- EXERCISE BRIEF -
Copy out all the lines exactly. Omit pictures.

- DATASET SECTION -

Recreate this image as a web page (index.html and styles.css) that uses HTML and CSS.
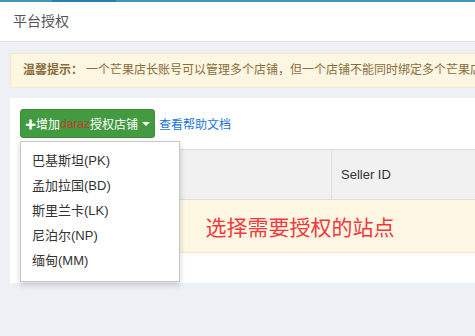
FILE: index.html
```html
<!DOCTYPE html>
<html lang="zh-CN">
<head>
    <meta charset="UTF-8">
    <title>平台授权</title>
    <link rel="stylesheet" href="styles.css">
</head>
<body>
    <div class="top-bar">
        <span class="top-bar-active"></span>
    </div>
    <div class="page-header">平台授权</div>

    <div class="page-body">
        <div class="alert">
            <b>温馨提示：</b>一个芒果店长账号可以管理多个店铺，但一个店铺不能同时绑定多个芒果店长账号
        </div>

        <div class="panel">
            <div class="toolbar">
                <div class="dropdown">
                    <button class="add-button"><span class="plus">✚</span>增加<span class="brand">daraz</span>授权店铺<span class="caret"></span></button>
                    <ul class="dropdown-menu">
                        <li>巴基斯坦(PK)</li>
                        <li>孟加拉国(BD)</li>
                        <li>斯里兰卡(LK)</li>
                        <li>尼泊尔(NP)</li>
                        <li>缅甸(MM)</li>
                    </ul>
                </div>
                <a class="help-link" href="#">查看帮助文档</a>
            </div>

            <table class="shop-table">
                <thead>
                    <tr>
                        <th class="col-name"></th>
                        <th>Seller ID</th>
                    </tr>
                </thead>
                <tbody>
                    <tr class="empty-row">
                        <td colspan="2">选择需要授权的站点</td>
                    </tr>
                </tbody>
            </table>
        </div>
    </div>
</body>
</html>
```

FILE: styles.css
```css
* {
    margin: 0;
    padding: 0;
    box-sizing: border-box;
}

body {
    font-family: "Liberation Sans", "Noto Sans CJK SC", sans-serif;
    background-color: #edf0f5;
    width: 475px;
    height: 336px;
    overflow: hidden;
    color: #333;
}

.top-bar {
    height: 2px;
    background-color: #4592bc;
}

.top-bar-active {
    display: block;
    width: 64px;
    height: 2px;
    margin-left: 52px;
    background-color: #2d7fab;
}

.page-header {
    height: 40px;
    line-height: 39px;
    padding-left: 13px;
    background-color: white;
    border-bottom: 1px solid #dfe3e8;
    font-size: 14px;
    color: #555;
}

.page-body {
    padding: 11px 0 0 10px;
}

.alert {
    height: 35px;
    line-height: 33px;
    padding-left: 12px;
    white-space: nowrap;
    overflow: hidden;
    background-color: #fcf6e3;
    border: 1px solid #fae7c0;
    border-right: none;
    font-size: 12px;
    color: #8a6d3b;
}

.alert b {
    margin-right: 3px;
}

.panel {
    margin-top: 10px;
    height: 185px;
    padding: 11px 0 0 10px;
    background-color: white;
}

.toolbar {
    display: flex;
    align-items: center;
    gap: 4px;
    height: 29px;
}

.dropdown {
    position: relative;
}

.add-button {
    height: 29px;
    padding: 0 4px 0 4px;
    background-color: #439b41;
    border: 1px solid #3b8e3a;
    border-radius: 3px;
    color: white;
    font-family: inherit;
    font-size: 12px;
    display: flex;
    align-items: center;
    white-space: nowrap;
}

.plus {
    font-size: 11px;
    font-weight: bold;
}

.brand {
    color: #c03e2c;
}

.caret {
    display: inline-block;
    margin-left: 4px;
    border-top: 4px solid white;
    border-left: 4px solid transparent;
    border-right: 4px solid transparent;
}

.dropdown-menu {
    position: absolute;
    top: 32px;
    left: 0;
    width: 160px;
    padding: 6px 0 8px;
    list-style: none;
    background-color: white;
    border: 1px solid #c8c8c8;
    box-shadow: 0 3px 6px rgba(0,0,0,0.18);
    z-index: 2;
}

.dropdown-menu li {
    height: 25px;
    line-height: 25px;
    padding-left: 11px;
    font-size: 13px;
    color: #333;
}

.help-link {
    font-size: 12px;
    color: #1a73d9;
    text-decoration: none;
}

.shop-table {
    margin-top: 11px;
    width: 520px;
    border-collapse: collapse;
    font-size: 13px;
}

.shop-table th {
    height: 50px;
    padding-left: 9px;
    text-align: left;
    font-weight: normal;
    background-color: #f1f1f1;
    border: 1px solid #dcdcdc;
    color: #333;
}

.shop-table .col-name {
    width: 311px;
}

.empty-row td {
    height: 53px;
    padding-left: 185px;
    background-color: #fdf6e3;
    border-top: 1px solid #fae7c0;
    border-bottom: 1px solid #fae7c0;
    font-size: 21px;
    color: #f03a3e;
}
```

- RESPONSE TO THE TASK -
Recreate this image as a web page (index.html and styles.css) that uses HTML and CSS.
FILE: index.html
```html
<!DOCTYPE html>
<html lang="zh-CN">
<head>
    <meta charset="UTF-8">
    <title>平台授权</title>
    <link rel="stylesheet" href="styles.css">
</head>
<body>
    <div class="top-bar">
        <span class="top-bar-active"></span>
    </div>
    <div class="page-header">平台授权</div>

    <div class="page-body">
        <div class="alert">
            <b>温馨提示：</b>一个芒果店长账号可以管理多个店铺，但一个店铺不能同时绑定多个芒果店长账号
        </div>

        <div class="panel">
            <div class="toolbar">
                <div class="dropdown">
                    <button class="add-button"><span class="plus">✚</span>增加<span class="brand">daraz</span>授权店铺<span class="caret"></span></button>
                    <ul class="dropdown-menu">
                        <li>巴基斯坦(PK)</li>
                        <li>孟加拉国(BD)</li>
                        <li>斯里兰卡(LK)</li>
                        <li>尼泊尔(NP)</li>
                        <li>缅甸(MM)</li>
                    </ul>
                </div>
                <a class="help-link" href="#">查看帮助文档</a>
            </div>

            <table class="shop-table">
                <thead>
                    <tr>
                        <th class="col-name"></th>
                        <th>Seller ID</th>
                    </tr>
                </thead>
                <tbody>
                    <tr class="empty-row">
                        <td colspan="2">选择需要授权的站点</td>
                    </tr>
                </tbody>
            </table>
        </div>
    </div>
</body>
</html>
```

FILE: styles.css
```css
* {
    margin: 0;
    padding: 0;
    box-sizing: border-box;
}

body {
    font-family: "Liberation Sans", "Noto Sans CJK SC", sans-serif;
    background-color: #edf0f5;
    width: 475px;
    height: 336px;
    overflow: hidden;
    color: #333;
}

.top-bar {
    height: 2px;
    background-color: #4592bc;
}

.top-bar-active {
    display: block;
    width: 64px;
    height: 2px;
    margin-left: 52px;
    background-color: #2d7fab;
}

.page-header {
    height: 40px;
    line-height: 39px;
    padding-left: 13px;
    background-color: white;
    border-bottom: 1px solid #dfe3e8;
    font-size: 14px;
    color: #555;
}

.page-body {
    padding: 11px 0 0 10px;
}

.alert {
    height: 35px;
    line-height: 33px;
    padding-left: 12px;
    white-space: nowrap;
    overflow: hidden;
    background-color: #fcf6e3;
    border: 1px solid #fae7c0;
    border-right: none;
    font-size: 12px;
    color: #8a6d3b;
}

.alert b {
    margin-right: 3px;
}

.panel {
    margin-top: 10px;
    height: 185px;
    padding: 11px 0 0 10px;
    background-color: white;
}

.toolbar {
    display: flex;
    align-items: center;
    gap: 4px;
    height: 29px;
}

.dropdown {
    position: relative;
}

.add-button {
    height: 29px;
    padding: 0 4px 0 4px;
    background-color: #439b41;
    border: 1px solid #3b8e3a;
    border-radius: 3px;
    color: white;
    font-family: inherit;
    font-size: 12px;
    display: flex;
    align-items: center;
    white-space: nowrap;
}

.plus {
    font-size: 11px;
    font-weight: bold;
}

.brand {
    color: #c03e2c;
}

.caret {
    display: inline-block;
    margin-left: 4px;
    border-top: 4px solid white;
    border-left: 4px solid transparent;
    border-right: 4px solid transparent;
}

.dropdown-menu {
    position: absolute;
    top: 32px;
    left: 0;
    width: 160px;
    padding: 6px 0 8px;
    list-style: none;
    background-color: white;
    border: 1px solid #c8c8c8;
    box-shadow: 0 3px 6px rgba(0,0,0,0.18);
    z-index: 2;
}

.dropdown-menu li {
    height: 25px;
    line-height: 25px;
    padding-left: 11px;
    font-size: 13px;
    color: #333;
}

.help-link {
    font-size: 12px;
    color: #1a73d9;
    text-decoration: none;
}

.shop-table {
    margin-top: 11px;
    width: 520px;
    border-collapse: collapse;
    font-size: 13px;
}

.shop-table th {
    height: 50px;
    padding-left: 9px;
    text-align: left;
    font-weight: normal;
    background-color: #f1f1f1;
    border: 1px solid #dcdcdc;
    color: #333;
}

.shop-table .col-name {
    width: 311px;
}

.empty-row td {
    height: 53px;
    padding-left: 185px;
    background-color: #fdf6e3;
    border-top: 1px solid #fae7c0;
    border-bottom: 1px solid #fae7c0;
    font-size: 21px;
    color: #f03a3e;
}
```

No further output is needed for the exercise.